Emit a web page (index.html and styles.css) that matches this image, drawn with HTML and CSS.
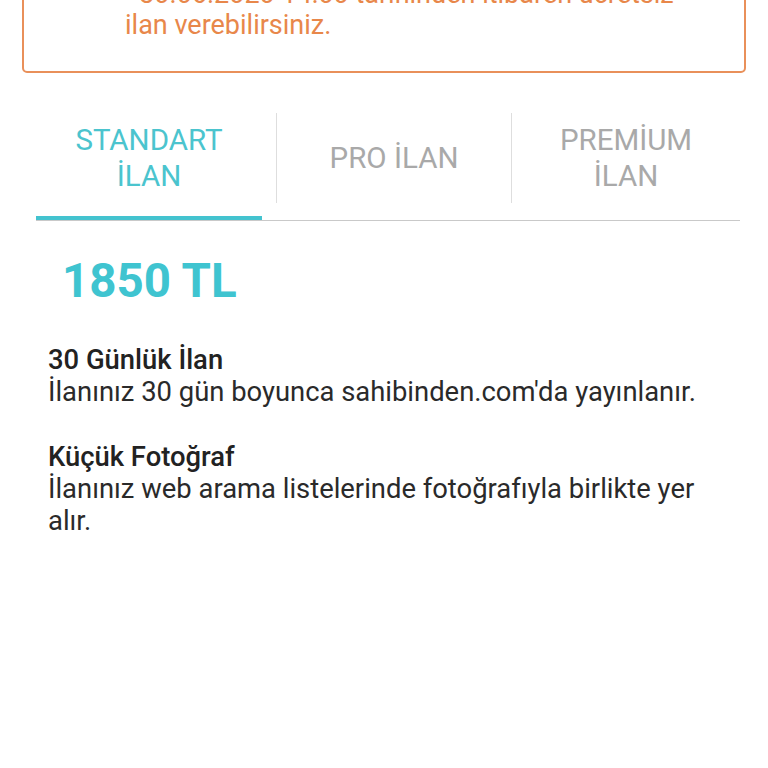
FILE: index.html
```html
<!DOCTYPE html>
<html lang="tr">
<head>
<meta charset="utf-8">
<link rel="stylesheet" href="styles.css">
</head>
<body>
<div class="page">
  <div class="notice">
    <p class="notice-text">- 30.06.2020 14:00 tarihinden itibaren ücretsiz<br>ilan verebilirsiniz.</p>
  </div>

  <div class="tabs">
    <div class="tab active">
      <div class="tab-label">STANDART<br>İLAN</div>
      <div class="tab-indicator"></div>
    </div>
    <div class="tab">
      <div class="tab-label divided">PRO İLAN</div>
      <div class="tab-indicator"></div>
    </div>
    <div class="tab">
      <div class="tab-label divided">PREMİUM<br>İLAN</div>
      <div class="tab-indicator"></div>
    </div>
  </div>

  <div class="price">1850 TL</div>

  <div class="features">
    <div class="feature">
      <div class="feature-title">30 Günlük İlan</div>
      <div class="feature-desc">İlanınız 30 gün boyunca sahibinden.com'da yayınlanır.</div>
    </div>
    <div class="feature">
      <div class="feature-title">Küçük Fotoğraf</div>
      <div class="feature-desc">İlanınız web arama listelerinde fotoğrafıyla birlikte yer alır.</div>
    </div>
  </div>
</div>
</body>
</html>
```

FILE: styles.css
```css
html, body {
  margin: 0;
  padding: 0;
  background: #ffffff;
}

body {
  font-family: Roboto, "Noto Sans", "Liberation Sans", sans-serif;
  overflow: hidden;
}

.page {
  width: 768px;
}

.notice {
  margin: -43px 22px 0 22px;
  border: 2px solid #e9905a;
  border-radius: 5px;
  padding: 20px 20px 31px 101px;
}

.notice-text {
  margin: 0;
  font-size: 27px;
  line-height: 30.5px;
  color: #e8874a;
  white-space: nowrap;
}

.tabs {
  display: grid;
  grid-template-columns: 240px 235px 1fr;
  margin: 40px 28px 0 36px;
  border-bottom: 1px solid #c9c9c9;
}

.tab {
  display: flex;
  flex-direction: column;
}

.tab-label {
  height: 90px;
  display: flex;
  align-items: center;
  justify-content: center;
  text-align: center;
  font-size: 29.5px;
  line-height: 36px;
  color: #a9a9a9;
}

.tab-label.divided {
  border-left: 1px solid #dedede;
}

.tab.active .tab-label {
  color: #4bc4ce;
  padding-right: 14px;
}

.tab-indicator {
  height: 4px;
  margin-top: 13px;
}

.tab.active .tab-indicator {
  background: #43c3cf;
  margin-right: 14px;
}

.price {
  margin: 34px 0 0 62px;
  font-size: 47.5px;
  line-height: 52px;
  font-weight: 700;
  color: #3fc4d0;
}

.features {
  margin: 37px 48px 0 48px;
  display: flex;
  flex-direction: column;
  gap: 33px;
}

.feature-title {
  font-size: 27.4px;
  line-height: 32px;
  font-weight: 500;
  color: #222222;
}

.feature-desc {
  font-size: 27.4px;
  line-height: 32px;
  color: #2a2a2a;
}
```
+ + + + + + +
◆ **TASK TO COMPLETE**
In your copy, leave out the pictures and reproduce the material above exactly.

◆ **WRITTEN RESPONSE**
Emit a web page (index.html and styles.css) that matches this image, drawn with HTML and CSS.
FILE: index.html
```html
<!DOCTYPE html>
<html lang="tr">
<head>
<meta charset="utf-8">
<link rel="stylesheet" href="styles.css">
</head>
<body>
<div class="page">
  <div class="notice">
    <p class="notice-text">- 30.06.2020 14:00 tarihinden itibaren ücretsiz<br>ilan verebilirsiniz.</p>
  </div>

  <div class="tabs">
    <div class="tab active">
      <div class="tab-label">STANDART<br>İLAN</div>
      <div class="tab-indicator"></div>
    </div>
    <div class="tab">
      <div class="tab-label divided">PRO İLAN</div>
      <div class="tab-indicator"></div>
    </div>
    <div class="tab">
      <div class="tab-label divided">PREMİUM<br>İLAN</div>
      <div class="tab-indicator"></div>
    </div>
  </div>

  <div class="price">1850 TL</div>

  <div class="features">
    <div class="feature">
      <div class="feature-title">30 Günlük İlan</div>
      <div class="feature-desc">İlanınız 30 gün boyunca sahibinden.com'da yayınlanır.</div>
    </div>
    <div class="feature">
      <div class="feature-title">Küçük Fotoğraf</div>
      <div class="feature-desc">İlanınız web arama listelerinde fotoğrafıyla birlikte yer alır.</div>
    </div>
  </div>
</div>
</body>
</html>
```

FILE: styles.css
```css
html, body {
  margin: 0;
  padding: 0;
  background: #ffffff;
}

body {
  font-family: Roboto, "Noto Sans", "Liberation Sans", sans-serif;
  overflow: hidden;
}

.page {
  width: 768px;
}

.notice {
  margin: -43px 22px 0 22px;
  border: 2px solid #e9905a;
  border-radius: 5px;
  padding: 20px 20px 31px 101px;
}

.notice-text {
  margin: 0;
  font-size: 27px;
  line-height: 30.5px;
  color: #e8874a;
  white-space: nowrap;
}

.tabs {
  display: grid;
  grid-template-columns: 240px 235px 1fr;
  margin: 40px 28px 0 36px;
  border-bottom: 1px solid #c9c9c9;
}

.tab {
  display: flex;
  flex-direction: column;
}

.tab-label {
  height: 90px;
  display: flex;
  align-items: center;
  justify-content: center;
  text-align: center;
  font-size: 29.5px;
  line-height: 36px;
  color: #a9a9a9;
}

.tab-label.divided {
  border-left: 1px solid #dedede;
}

.tab.active .tab-label {
  color: #4bc4ce;
  padding-right: 14px;
}

.tab-indicator {
  height: 4px;
  margin-top: 13px;
}

.tab.active .tab-indicator {
  background: #43c3cf;
  margin-right: 14px;
}

.price {
  margin: 34px 0 0 62px;
  font-size: 47.5px;
  line-height: 52px;
  font-weight: 700;
  color: #3fc4d0;
}

.features {
  margin: 37px 48px 0 48px;
  display: flex;
  flex-direction: column;
  gap: 33px;
}

.feature-title {
  font-size: 27.4px;
  line-height: 32px;
  font-weight: 500;
  color: #222222;
}

.feature-desc {
  font-size: 27.4px;
  line-height: 32px;
  color: #2a2a2a;
}
```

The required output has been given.